The Bash Street Kids was initially a whole school. When I had finished one of the first half-dozen sets — one was the Army Display, which had the Bash Street Kids defeating the British Army and carrying off the heavy weaponry as booty, with sundry kids machine-gunning fleeing teachers (this was 15 years before Lindsay Anderson’s If) — I thought, I could draw sets like this for years, and the readers would love them; but in the very moment of thinking that, I decided abruptly to change the structure of Bash Street fundamentally. I would get rid of the whole-school concept and replace it with a smaller group of characters, to bring them closer — closer to the readers. ”
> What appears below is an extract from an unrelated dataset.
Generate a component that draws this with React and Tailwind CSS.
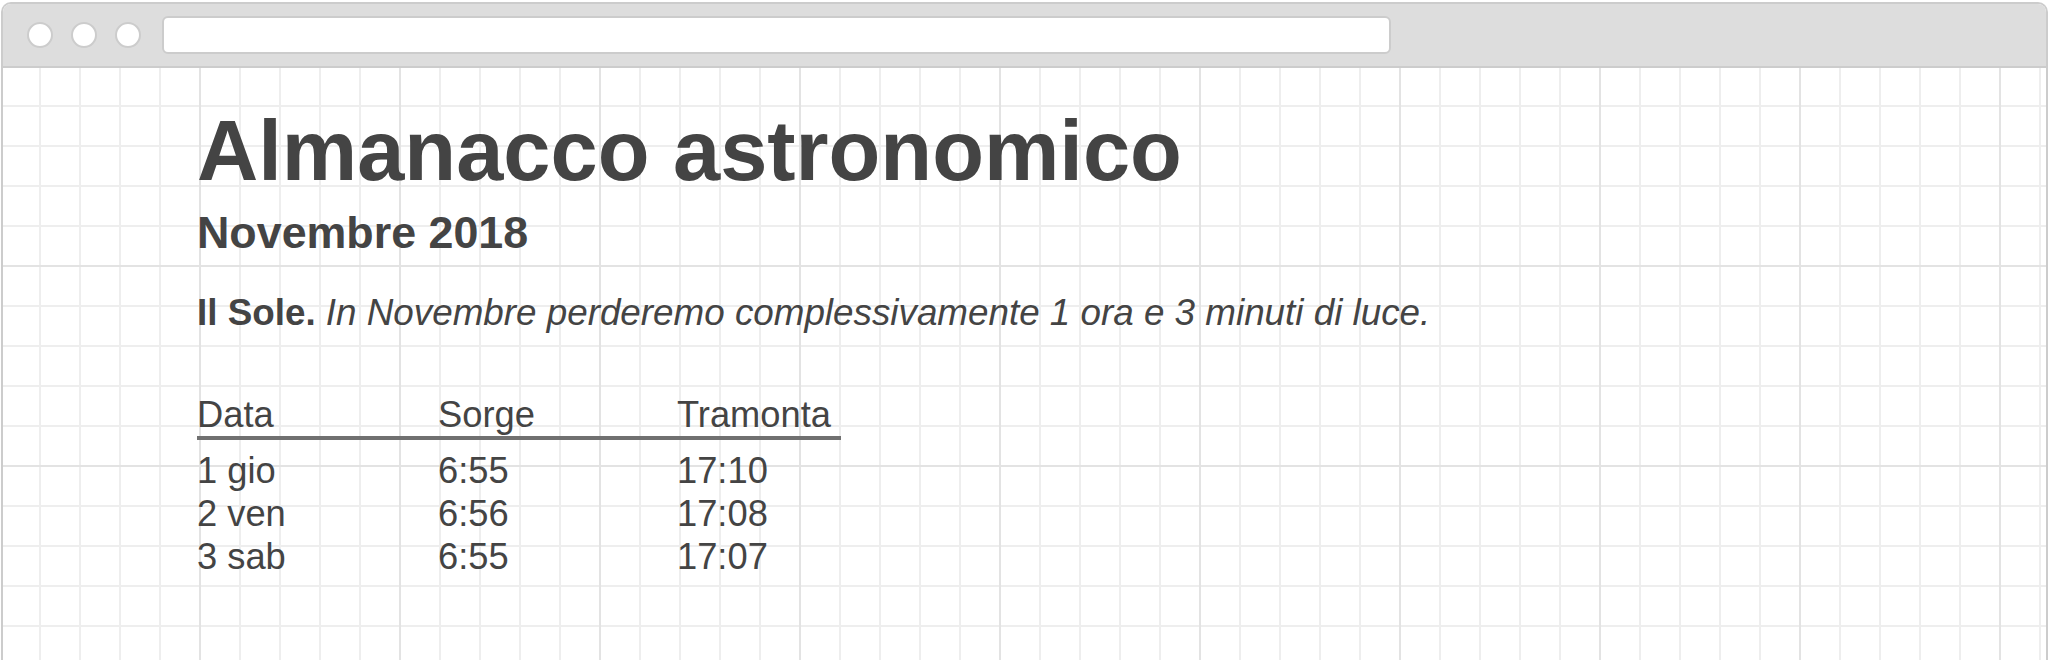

Right to this day those characters remain firm favourites with British schoolkids – my friend’s wee boys still read and love them and I wonder how many generations of us grew up on those strips? The article can be read on the Times online here, with Leo recalling how those famous strips came into being and made their way into the Beano over half a century ago and of moving to Dundee to be closer to the publishers and the importance of a game of Keepie-Up in the formation of new comics ideas. Leo also tells me that his latest volume of memoirs, Hobgoblin Wars, is off to the binders and should be available in the near future; as with his previous (and fascinating) books you will be able to buy it via his site.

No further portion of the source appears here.